Quasi tutte le parole del riepilogo della predicazione, dell’ammaestramento e delle guarigioni operate da Gesù si ritrovano in alcuni passi di marco. Anche se l’attività di Gesù è limitata alla regione della Galilea, la fama si diffonde nell’intera provincia della Siria. Questa estensione della fama di Gesù risulta dal fatto che molte persone accorrevano a lui. Persone sofferenti di ogni sorta di male venivano condotte da Gesù e venivano guarite. Gente da ogni regione di Israele, eccetto la Samaria, si univa alle folle che lo seguivano. Tali persone, insieme ai discepoli, costituiranno il pubblico del discorso del monte.
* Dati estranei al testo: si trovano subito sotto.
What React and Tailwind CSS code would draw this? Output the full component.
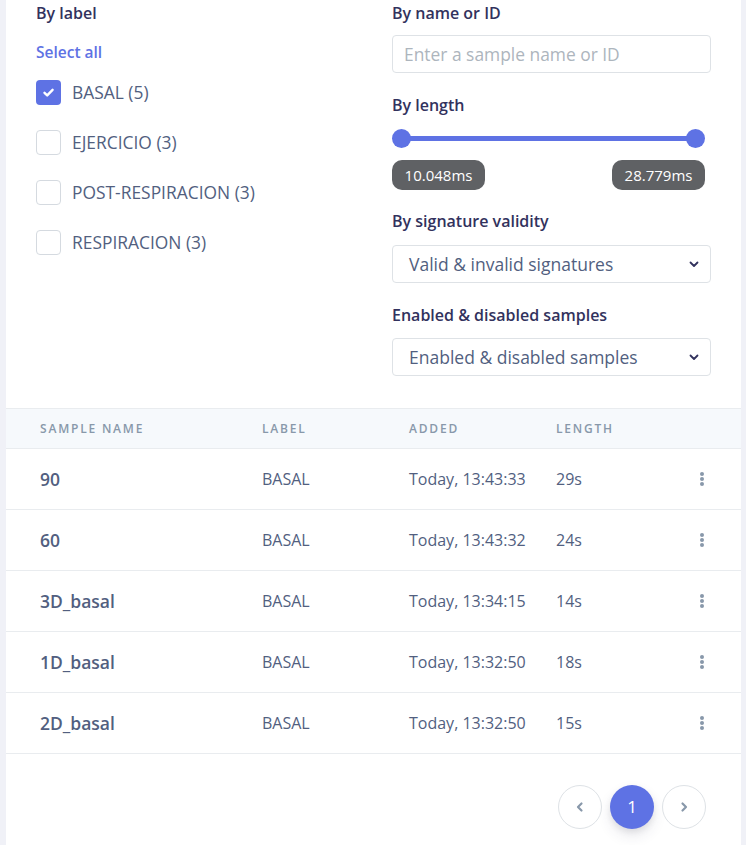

Come preparazione al discorso del monte, Matteo ha stabilito la superiorità di Gesù su Giovanni il Battista (3,1-12), narrato il riconoscimento divino di Gesù come Figlio di Dio (3,13-17), e mostrato il carattere del Figlio di Dio (4, 1-11). Egli ha anche spiegato perché Gesù ammaestrava e guariva in Galilea (4,12-17), e come egli aveva attirato a sé una cerchia intima di discepoli (4,18-22), e un gruppo più ampio di seguaci interessati (4,23-25). Il discorso del monte rivelerà la potenza di Gesù come Maestro.